### Instruction
Retype every line from the start of the data down to and including the line with "border-[#dee2e6] px-3 pt-[13px]". Skip the pictures.

### Collected data
------

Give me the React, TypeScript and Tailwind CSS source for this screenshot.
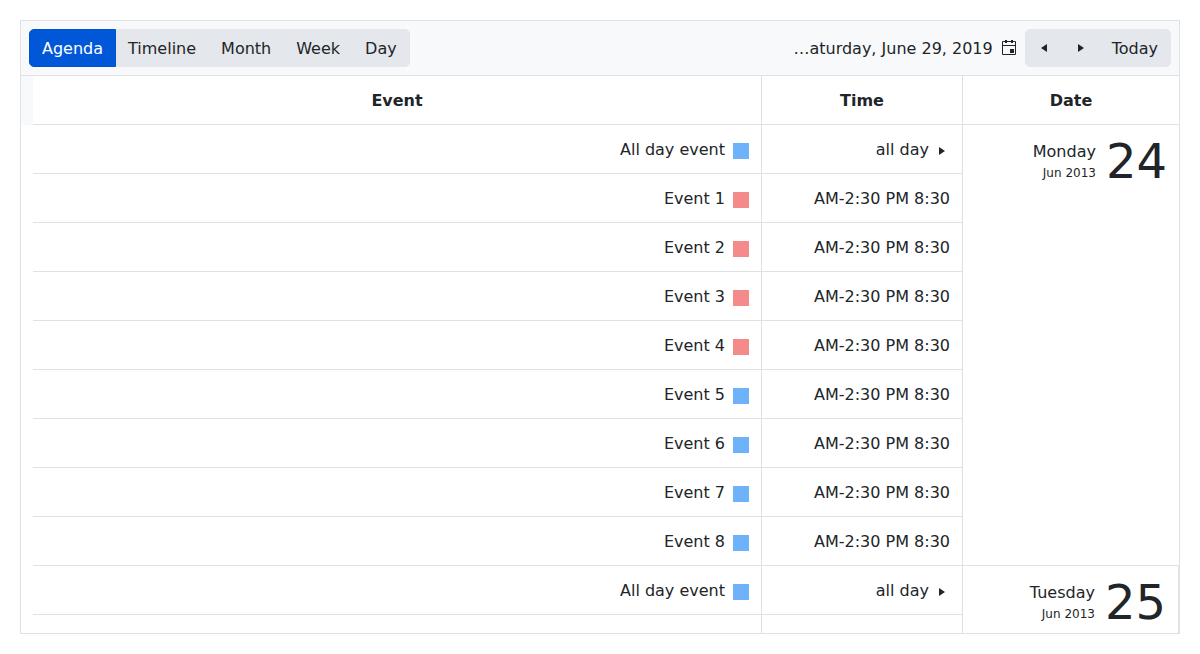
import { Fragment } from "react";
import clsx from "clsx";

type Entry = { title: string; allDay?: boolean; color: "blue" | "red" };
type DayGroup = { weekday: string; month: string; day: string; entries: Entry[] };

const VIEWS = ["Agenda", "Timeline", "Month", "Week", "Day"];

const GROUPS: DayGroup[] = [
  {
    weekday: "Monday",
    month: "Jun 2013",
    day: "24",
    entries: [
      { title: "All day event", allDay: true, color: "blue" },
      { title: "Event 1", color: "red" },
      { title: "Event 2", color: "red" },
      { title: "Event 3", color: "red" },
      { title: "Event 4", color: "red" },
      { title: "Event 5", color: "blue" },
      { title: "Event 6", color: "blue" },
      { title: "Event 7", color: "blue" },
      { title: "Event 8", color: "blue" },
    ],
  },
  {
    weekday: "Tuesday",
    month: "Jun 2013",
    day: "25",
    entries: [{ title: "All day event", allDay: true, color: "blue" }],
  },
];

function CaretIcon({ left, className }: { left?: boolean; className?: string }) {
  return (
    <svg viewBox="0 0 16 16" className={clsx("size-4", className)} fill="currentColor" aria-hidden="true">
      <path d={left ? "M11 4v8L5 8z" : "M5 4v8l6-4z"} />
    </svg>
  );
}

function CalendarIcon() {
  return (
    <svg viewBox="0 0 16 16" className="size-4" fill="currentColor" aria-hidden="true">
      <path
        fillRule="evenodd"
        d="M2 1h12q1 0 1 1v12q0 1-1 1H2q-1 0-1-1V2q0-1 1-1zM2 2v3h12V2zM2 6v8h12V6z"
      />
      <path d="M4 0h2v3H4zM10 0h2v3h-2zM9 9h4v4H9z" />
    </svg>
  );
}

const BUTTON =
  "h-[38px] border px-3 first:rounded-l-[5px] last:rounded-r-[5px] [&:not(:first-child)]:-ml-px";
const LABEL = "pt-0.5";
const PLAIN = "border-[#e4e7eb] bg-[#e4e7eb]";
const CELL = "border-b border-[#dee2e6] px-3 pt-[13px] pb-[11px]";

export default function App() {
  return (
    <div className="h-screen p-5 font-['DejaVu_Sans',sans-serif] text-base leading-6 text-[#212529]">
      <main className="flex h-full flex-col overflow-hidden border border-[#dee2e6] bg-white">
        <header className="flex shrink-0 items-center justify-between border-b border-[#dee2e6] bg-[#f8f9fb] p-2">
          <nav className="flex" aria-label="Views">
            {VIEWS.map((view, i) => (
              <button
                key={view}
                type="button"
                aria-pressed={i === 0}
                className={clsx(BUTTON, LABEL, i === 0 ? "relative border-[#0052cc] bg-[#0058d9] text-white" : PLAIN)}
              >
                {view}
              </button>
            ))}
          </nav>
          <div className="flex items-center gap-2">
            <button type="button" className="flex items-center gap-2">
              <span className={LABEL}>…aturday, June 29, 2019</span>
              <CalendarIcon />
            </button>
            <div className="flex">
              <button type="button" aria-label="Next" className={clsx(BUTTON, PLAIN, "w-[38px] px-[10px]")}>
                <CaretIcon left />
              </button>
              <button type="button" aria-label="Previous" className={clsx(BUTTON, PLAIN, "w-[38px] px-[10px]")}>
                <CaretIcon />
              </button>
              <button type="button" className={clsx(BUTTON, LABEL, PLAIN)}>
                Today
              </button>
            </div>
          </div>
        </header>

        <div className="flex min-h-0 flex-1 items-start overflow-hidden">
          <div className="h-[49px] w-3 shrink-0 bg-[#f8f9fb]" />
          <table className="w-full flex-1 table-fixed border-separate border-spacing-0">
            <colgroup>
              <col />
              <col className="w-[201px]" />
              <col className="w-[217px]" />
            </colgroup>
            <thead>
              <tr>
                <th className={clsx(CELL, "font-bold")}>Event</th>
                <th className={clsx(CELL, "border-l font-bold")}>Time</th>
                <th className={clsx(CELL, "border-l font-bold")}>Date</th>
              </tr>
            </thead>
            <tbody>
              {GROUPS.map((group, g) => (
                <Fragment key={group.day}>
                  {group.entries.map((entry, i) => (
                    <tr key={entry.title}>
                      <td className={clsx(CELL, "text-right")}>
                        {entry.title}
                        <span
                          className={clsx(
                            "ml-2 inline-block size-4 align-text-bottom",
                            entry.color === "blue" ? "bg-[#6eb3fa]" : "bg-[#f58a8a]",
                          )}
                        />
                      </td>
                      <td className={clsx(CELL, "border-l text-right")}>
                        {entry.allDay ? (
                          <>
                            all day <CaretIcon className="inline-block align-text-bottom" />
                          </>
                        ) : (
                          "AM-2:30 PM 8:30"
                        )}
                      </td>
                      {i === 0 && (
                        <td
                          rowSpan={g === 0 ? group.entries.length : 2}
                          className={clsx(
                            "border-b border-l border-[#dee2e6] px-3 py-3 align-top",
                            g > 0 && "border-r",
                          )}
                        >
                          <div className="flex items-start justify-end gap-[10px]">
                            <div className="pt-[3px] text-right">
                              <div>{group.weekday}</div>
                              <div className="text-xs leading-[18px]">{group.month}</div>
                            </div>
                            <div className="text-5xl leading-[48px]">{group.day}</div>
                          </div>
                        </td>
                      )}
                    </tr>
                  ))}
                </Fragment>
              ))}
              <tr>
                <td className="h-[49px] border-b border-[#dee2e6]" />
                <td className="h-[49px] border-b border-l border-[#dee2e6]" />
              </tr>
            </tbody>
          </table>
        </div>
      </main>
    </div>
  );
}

------

### Result of the exercise
Give me the React, TypeScript and Tailwind CSS source for this screenshot.
import { Fragment } from "react";
import clsx from "clsx";

type Entry = { title: string; allDay?: boolean; color: "blue" | "red" };
type DayGroup = { weekday: string; month: string; day: string; entries: Entry[] };

const VIEWS = ["Agenda", "Timeline", "Month", "Week", "Day"];

const GROUPS: DayGroup[] = [
  {
    weekday: "Monday",
    month: "Jun 2013",
    day: "24",
    entries: [
      { title: "All day event", allDay: true, color: "blue" },
      { title: "Event 1", color: "red" },
      { title: "Event 2", color: "red" },
      { title: "Event 3", color: "red" },
      { title: "Event 4", color: "red" },
      { title: "Event 5", color: "blue" },
      { title: "Event 6", color: "blue" },
      { title: "Event 7", color: "blue" },
      { title: "Event 8", color: "blue" },
    ],
  },
  {
    weekday: "Tuesday",
    month: "Jun 2013",
    day: "25",
    entries: [{ title: "All day event", allDay: true, color: "blue" }],
  },
];

function CaretIcon({ left, className }: { left?: boolean; className?: string }) {
  return (
    <svg viewBox="0 0 16 16" className={clsx("size-4", className)} fill="currentColor" aria-hidden="true">
      <path d={left ? "M11 4v8L5 8z" : "M5 4v8l6-4z"} />
    </svg>
  );
}

function CalendarIcon() {
  return (
    <svg viewBox="0 0 16 16" className="size-4" fill="currentColor" aria-hidden="true">
      <path
        fillRule="evenodd"
        d="M2 1h12q1 0 1 1v12q0 1-1 1H2q-1 0-1-1V2q0-1 1-1zM2 2v3h12V2zM2 6v8h12V6z"
      />
      <path d="M4 0h2v3H4zM10 0h2v3h-2zM9 9h4v4H9z" />
    </svg>
  );
}

const BUTTON =
  "h-[38px] border px-3 first:rounded-l-[5px] last:rounded-r-[5px] [&:not(:first-child)]:-ml-px";
const LABEL = "pt-0.5";
const PLAIN = "border-[#e4e7eb] bg-[#e4e7eb]";
const CELL = "border-b border-[#dee2e6] px-3 pt-[13px] pb-[11px]";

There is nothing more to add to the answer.